What kind of attention did he require?
The kind of attention an insanely brilliant person needs in a class that bores them to death. Say, for example, talking about things that might actually be challenging to him and would not waste his time.Or letting him work on an interesting research problem, or any number of a billion things that are different than totally ignoring him.
if he was having problems he should have proactively talked to the prof about them, that's why God invented office hours.
Did you miss my example above about how the typical professor's reaction to "this class is too easy" is "THAT'S UNPOSSIBLE!" (at least in my field and associated ones).
the point of schooling is learning how to interact with other human beings... if you have a kid who wants to learn new material, but hates interacting with other kids, he is missing the point of going to school.
Academic interaction isn't valuable when the people you're interacting with don't understand any of the things you're doing because then they can't associate well with you. And none of these kids hate interacting with other kids, they hate interacting with the kids who are boring and never have anything interesting to say. Academically interacting with people is no fun when, for example, you try to do homework with them, and the assignment you finish in five minutes they take weeks on. (And, yeah, at a grad school level the difference between the top and the bottom of the classes is taking minutes vs a week or weeks to do homework). That's no fun, it's just brutal.

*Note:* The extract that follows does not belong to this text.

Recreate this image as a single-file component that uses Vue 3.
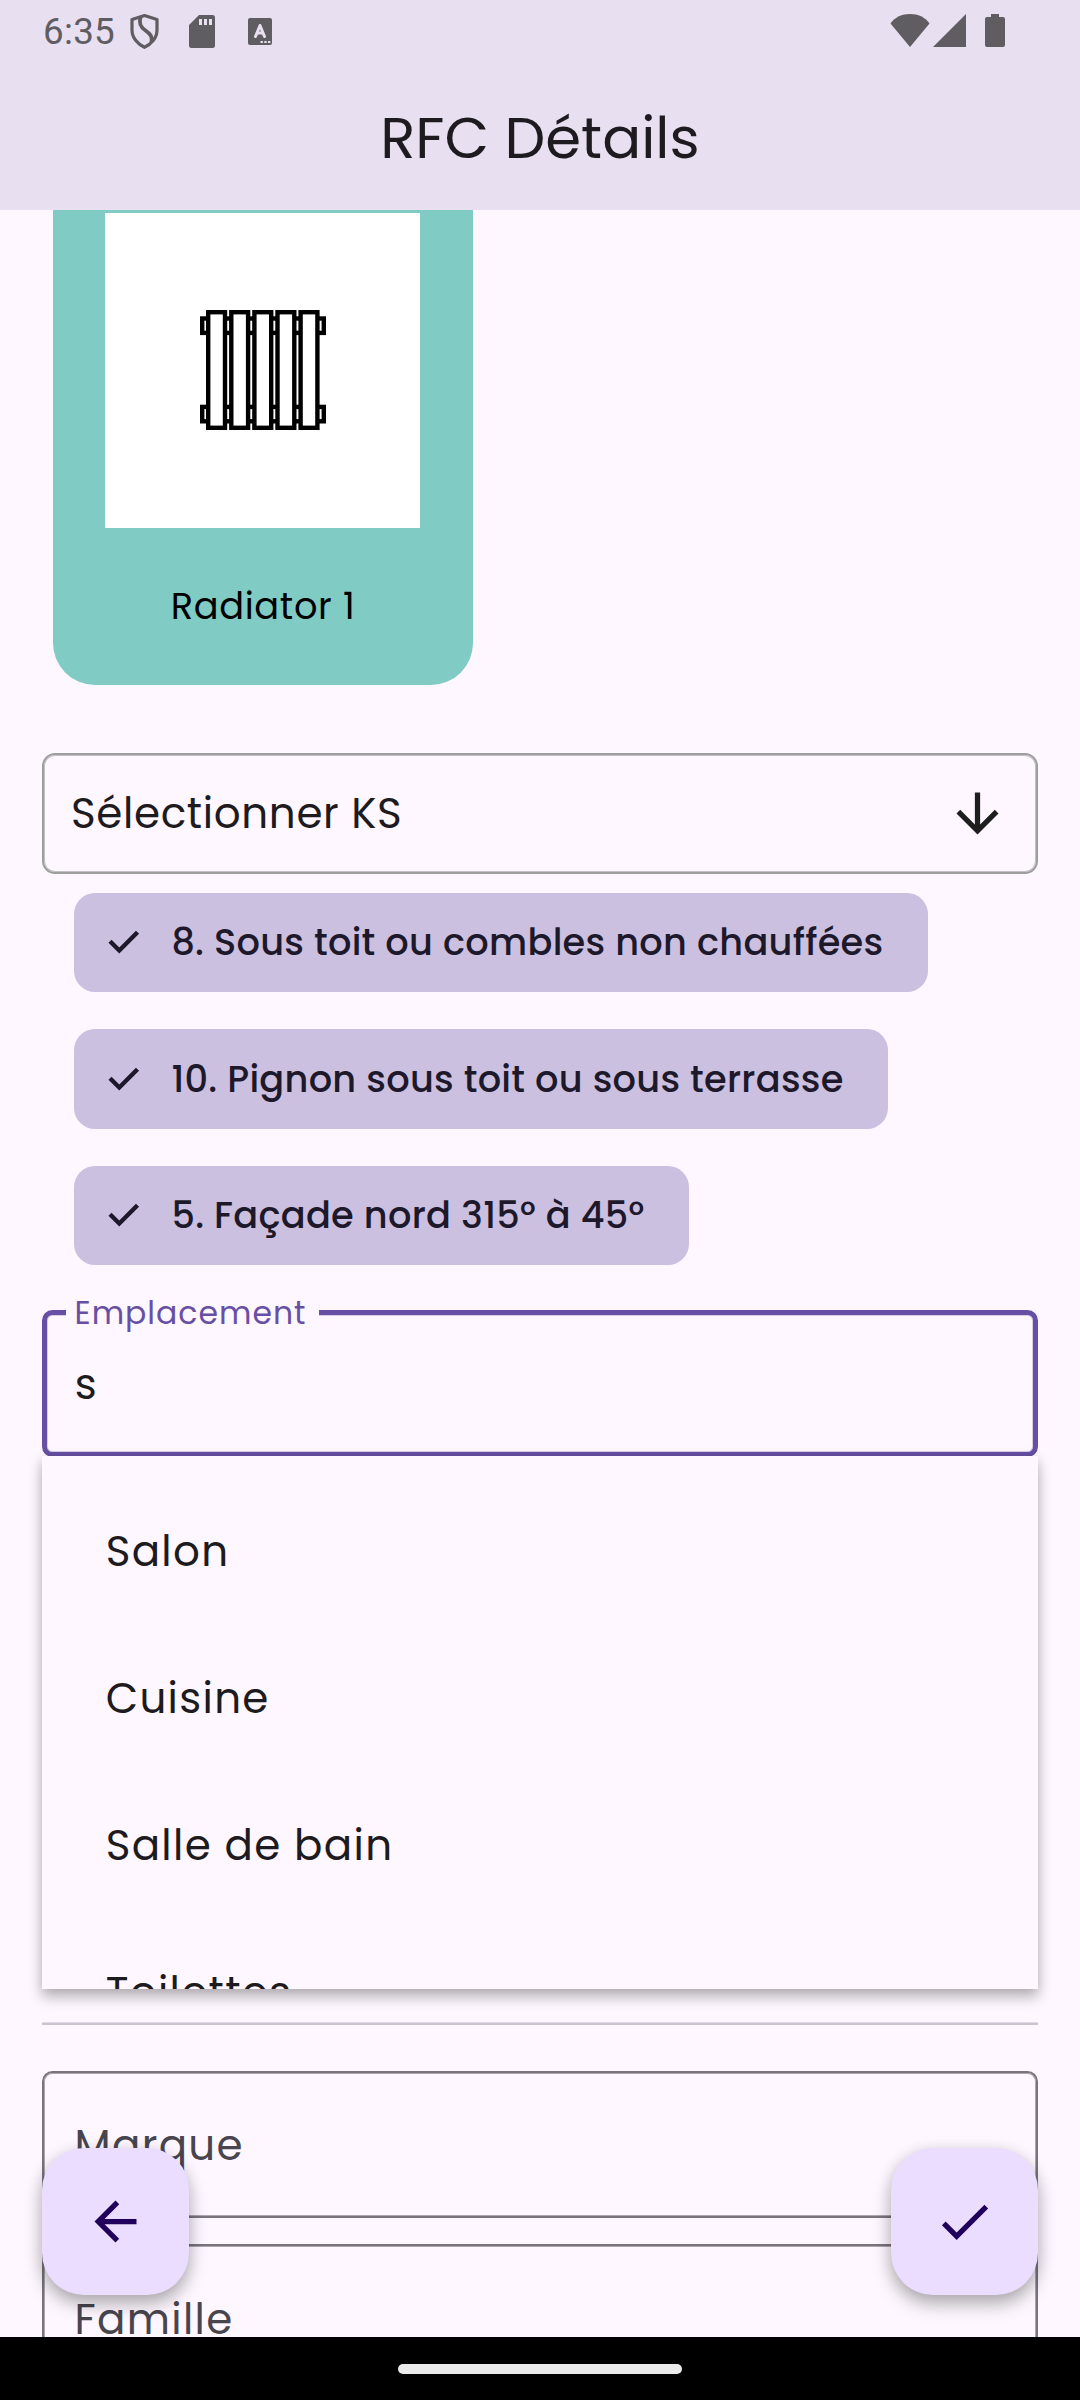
<script setup>
const chips = [
  { text: '8. Sous toit ou combles non chauffées', cls: 'c1' },
  { text: '10. Pignon sous toit ou sous terrasse', cls: 'c2' },
  { text: '5. Façade nord 315° à 45°', cls: 'c3' },
]
const options = ['Salon', 'Cuisine', 'Salle de bain', 'Toilettes']
const bars = [208.2, 231.3, 254.400, 277.5, 300.6]
</script>

<template>
  <div class="screen">
    <header class="header">
      <div class="status">
        <span class="clock">6:35</span>
        <svg class="shield" width="31" height="37" viewBox="0 0 31 37">
          <path d="M15.500 2.500L28 6.500V17C28 25 22 31.500 15.500 34.300C9 31.500 3 25 3 17V6.500Z" fill="none" stroke="#5f5c62" stroke-width="3.200" stroke-linejoin="round" />
          <path d="M11.500 4C9.500 11 12 14.500 16.500 17.500C21.500 21 23.500 23.500 22.500 29" fill="none" stroke="#5f5c62" stroke-width="3.800" />
        </svg>
        <svg class="sd" width="26" height="33" viewBox="0 0 26 33">
          <path fill-rule="evenodd" d="M10 0H23.500Q26 0 26 2.500V30.500Q26 33 23.500 33H2.500Q0 33 0 30.500V10ZM10 4V10H13V4ZM15 4V10H18V4ZM20 4V10H23V4Z" fill="#5f5c62" />
        </svg>
        <svg class="abox" width="24" height="27" viewBox="0 0 24 27">
          <rect width="24" height="27" rx="2" fill="#5f5c62" />
          <path d="M7.500 18.500L12 7.500L16.500 18.500M9 15H15" fill="none" stroke="#e8dff0" stroke-width="3" stroke-linecap="round" stroke-linejoin="round" />
          <path d="M12.500 23h2.400v2h-2.400zM16.300 23h2.400v2h-2.400zM20 23h2.400v2H20z" fill="#e8dff0" />
        </svg>
        <span class="spacer"></span>
        <svg class="wifi" width="40" height="33" viewBox="0 0 40 33">
          <path d="M20 33L0.500 9.500C5 3 12 0 20 0S35 3 39.500 9.500Z" fill="#5f5c62" />
        </svg>
        <svg class="signal" width="33" height="33" viewBox="0 0 33 33">
          <path d="M33 0V33H0Z" fill="#5f5c62" />
        </svg>
        <svg class="battery" width="20" height="33" viewBox="0 0 20 33">
          <path d="M6 0H14V3H18Q20 3 20 5V31Q20 33 18 33H2Q0 33 0 31V5Q0 3 2 3H6Z" fill="#5f5c62" />
        </svg>
      </div>
      <h1 class="title"><span>RFC Détails</span></h1>
    </header>

    <main class="content">
      <section class="card">
        <div class="photo">
          <svg width="129" height="125" viewBox="198 308 129 125">
            <g fill="#fff" stroke="#000" stroke-width="4.400">
              <rect x="202.200" y="318.500" width="121.600" height="14.400" />
              <rect x="202.200" y="406.900" width="121.600" height="14.400" />
              <rect v-for="x in bars" :key="x" :x="x" y="312.200" width="16.800" height="115.600" />
            </g>
          </svg>
        </div>
        <p class="card-label">Radiator 1</p>
      </section>

      <div class="select">
        <span class="select-text">Sélectionner KS</span>
        <svg width="63" height="63" viewBox="0 0 24 24">
          <path d="M20 12l-1.410-1.410L13 16.170V4h-2v12.170l-5.580-5.590L4 12l8 8 8-8z" fill="#1d1f1e" />
        </svg>
      </div>

      <div class="chips">
        <div v-for="c in chips" :key="c.text" class="chip" :class="c.cls">
          <svg width="42" height="42" viewBox="0 0 42 42">
            <path d="M7 20.200L16.300 29.500L34.500 11.300" fill="none" stroke="#1d192b" stroke-width="4.400" />
          </svg>
          <span>{{ c.text }}</span>
        </div>
      </div>

      <div class="field active">
        <span class="float-label">Emplacement</span>
        <span class="value">s</span>
        <div class="menu">
          <div v-for="o in options" :key="o" class="option">{{ o }}</div>
        </div>
      </div>

      <hr class="divider" />

      <div class="field outlined"><span class="placeholder">Marque</span></div>
      <div class="field outlined family"><span class="placeholder">Famille</span></div>
    </main>

    <footer class="navbar"><span class="pill"></span></footer>

    <button class="fab left">
      <svg width="63" height="63" viewBox="0 0 24 24">
        <path d="M20 11H7.830l5.590-5.590L12 4l-8 8 8 8 1.410-1.410L7.830 13H20v-2z" fill="#21005d" />
      </svg>
    </button>
    <button class="fab right">
      <svg width="63" height="63" viewBox="0 0 24 24">
        <path d="M9 16.170L4.830 12l-1.420 1.410L9 19 21 7l-1.410-1.410z" fill="#21005d" />
      </svg>
    </button>
  </div>
</template>

<style>
body {
  margin: 0;
  background: #fef7ff;
}
</style>

<style scoped>
.screen {
  position: relative;
  display: flex;
  flex-direction: column;
  width: 1080px;
  height: 2400px;
  overflow: hidden;
  background: #fef7ff;
  color: #1d1b20;
  font-family: Poppins, Inter, "Open Sans", sans-serif;
  white-space: nowrap;
}
.screen * {
  box-sizing: border-box;
}
svg {
  display: block;
  flex: none;
}
.header {
  flex: none;
  height: 210px;
  background: #e8dff0;
}
.status {
  display: flex;
  align-items: flex-start;
  height: 63px;
  padding: 0 75px 0 43px;
}
.clock {
  width: 86px;
  padding-top: 10px;
  font: 36.750px/43px Roboto, sans-serif;
  letter-spacing: 0.300px;
  color: #5f5c62;
}
.shield { margin-top: 13px; }
.sd { margin: 15px 0 0 29px; }
.abox { margin: 18px 0 0 33px; }
.spacer { flex: 1; }
.wifi { margin-top: 14px; }
.signal { margin: 14px 0 0 3px; }
.battery { margin: 14px 0 0 19px; }
.title {
  margin: 0;
  padding-top: 39px;
  text-align: center;
  font-size: 57.750px;
  line-height: 72px;
  font-weight: 400;
}
.content {
  flex: none;
  display: flex;
  flex-direction: column;
  height: 2127px;
  padding: 0 42px;
  overflow: hidden;
}
.card {
  flex: none;
  display: flex;
  flex-direction: column;
  align-items: center;
  width: 420px;
  height: 475px;
  margin-left: 11px;
  padding-top: 3px;
  border-radius: 0 0 42px 42px;
  background: #80cbc4;
}
.photo {
  display: flex;
  align-items: center;
  justify-content: center;
  width: 315px;
  height: 315px;
  margin-right: 1px;
  background: #fff;
}
.card-label {
  margin: 50px 0 0;
  font-size: 36.750px;
  line-height: 56px;
  letter-spacing: 0.656px;
  color: #000;
}
.select {
  flex: none;
  display: flex;
  align-items: center;
  justify-content: space-between;
  height: 121px;
  margin-top: 68px;
  padding: 0 27px;
  border: 2px solid #9e9e9e;
  border-radius: 13px;
  box-shadow: inset 0 0 0 1px rgba(158, 158, 158, 0.620);
}
.select-text {
  font-size: 42px;
  letter-spacing: 0.656px;
}
.chips {
  flex: none;
  display: flex;
  flex-direction: column;
  align-items: flex-start;
  gap: 37px;
  margin: 18.500px 0 0 31.500px;
}
.chip {
  display: flex;
  align-items: center;
  height: 99.500px;
  padding-left: 29.500px;
  border-radius: 21px;
  background: #cbc0e0;
  color: #1d192b;
  font-size: 36.750px;
  font-weight: 500;
  letter-spacing: 0.262px;
}
.chip span { margin-left: 26.400px; }
.c1 { width: 854px; }
.c2 { width: 814px; }
.c3 { width: 615px; }
.field {
  position: relative;
  flex: none;
  display: flex;
  align-items: center;
  height: 147px;
  border-radius: 10.500px;
  font-size: 42px;
  letter-spacing: 1.312px;
}
.outlined {
  margin-bottom: 26px;
  padding: 1px 0 0 30.500px;
  border: 2px solid #79747e;
  box-shadow: inset 0 0 0 1px rgba(121, 116, 126, 0.620);
}
.family { padding-top: 3px; }
.active {
  margin-top: 45px;
  padding: 1px 0 0 27.700px;
  border: 5px solid #6750a4;
  box-shadow: inset 0 0 0 1px rgba(103, 80, 164, 0.250);
}
.float-label {
  position: absolute;
  left: 19px;
  top: -22px;
  width: 253px;
  padding-left: 8.500px;
  background: #fef7ff;
  color: #6750a4;
  font-size: 31.500px;
  line-height: 40px;
  letter-spacing: 0.984px;
}
.menu {
  position: absolute;
  z-index: 2;
  left: -5px;
  top: 141px;
  width: 996px;
  height: 533px;
  padding: 22px 63.700px 0;
  overflow: hidden;
  background: #fef7ff;
  box-shadow: 0 8px 13px rgba(0, 0, 0, 0.280), 0 0 10px rgba(0, 0, 0, 0.080);
}
.option {
  height: 147px;
  line-height: 147px;
}
.divider {
  flex: none;
  width: 996px;
  height: 3px;
  margin: 565px 0 46px;
  border: 0;
  border-top: 1px solid #dfd9e4;
  background: #cac4d0;
}
.placeholder { color: #49454f; }
.navbar {
  flex: none;
  position: relative;
  z-index: 4;
  display: flex;
  justify-content: center;
  height: 63px;
  padding-top: 27px;
  background: #000;
}
.pill {
  width: 284px;
  height: 10px;
  border-radius: 5px;
  background: #ebebeb;
}
.fab {
  position: absolute;
  z-index: 3;
  top: 2148px;
  display: flex;
  align-items: center;
  justify-content: center;
  width: 147px;
  height: 147px;
  padding: 0;
  border: 0;
  border-radius: 42px;
  background: #eaddff;
  box-shadow: 0 10px 18px rgba(0, 0, 0, 0.260), 0 2px 16px rgba(0, 0, 0, 0.110);
}
.left { left: 42px; }
.right { left: 891px; }
</style>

He could just as easily learn on his own without bothering with school in the first place.
Yes because you can totally get a job in science by not getting a PhD and just saying "trust me, I know stuff!"

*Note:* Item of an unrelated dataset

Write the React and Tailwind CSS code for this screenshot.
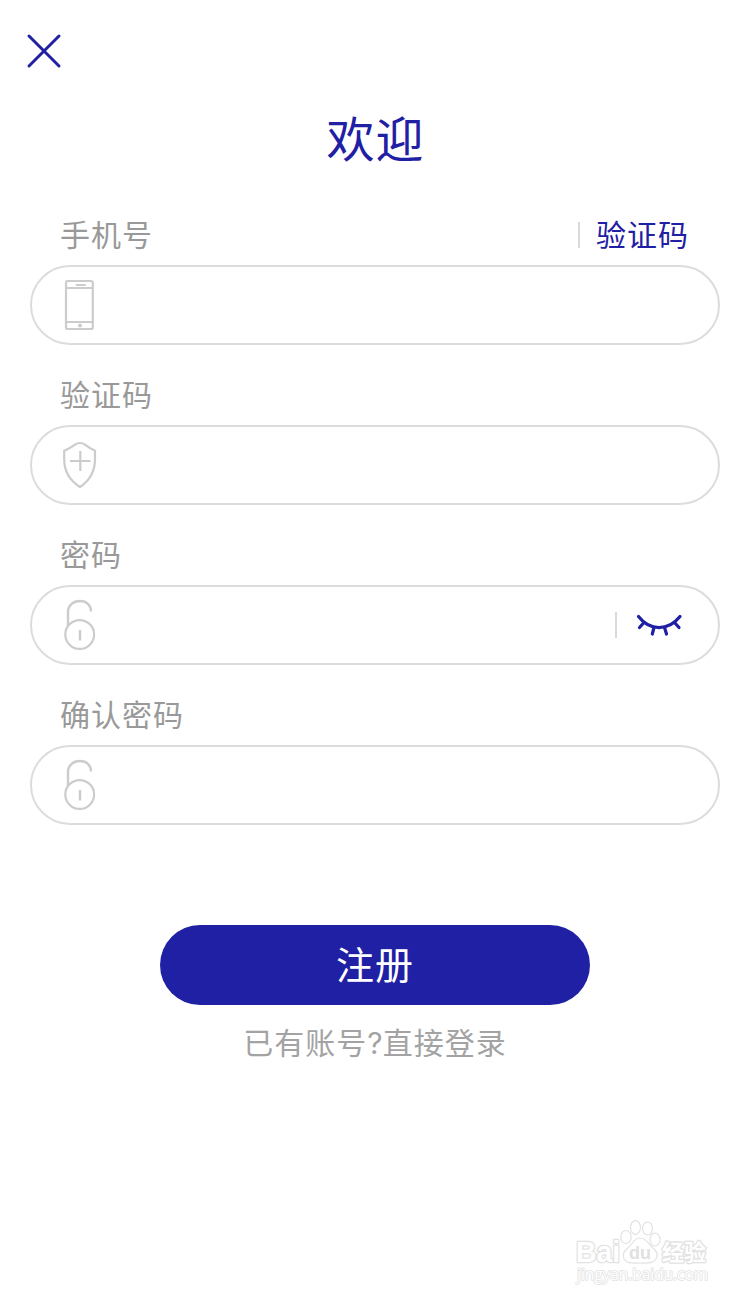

We're social animals. Almost by definition, any human who is anti-social is not very good at being human.
What about a person who's not good at reading? What are they?
The complaints you're making about his later career are due to your profession requiring people to jump through hoops to get degrees.
Yes--and these hoops shouldn't be there. They're the result of exactly the complaints I'm making! But in principle, in hard sciences, it's supposed (as in, it used to) to mean something because you had things to show for it. You had things to show for it because people paid attention to students and recognized the smart ones, and put them to work; e.g., Heisenberg started working on quantum mechanics as a teenager, right after he started college, because he was quickly recognized as smart. That doesn't happen anymore. But why is another discussion. The point I'm trying to make here is that there is nothing correct about the original social skills complaint: it is that smart people (statistically) think and behave differently enough that people (statistically) have trouble identifying with them, which causes one group to think the other has poor social skills, when really they don't. They're just different, and have no interest in being like the other group.
Why don't you cite some, Mr. Wizard.
Because it's the internet, and I don't have to. Also, because the 5 minutes it took me to type this response is much smaller than the 20 or 30 minutes it will take me to find and dig out my textbooks and track down specific literature sources, and I don't care to put an extra 500% effort to this post. Also, because it's textbook knowledge. Get a textbook.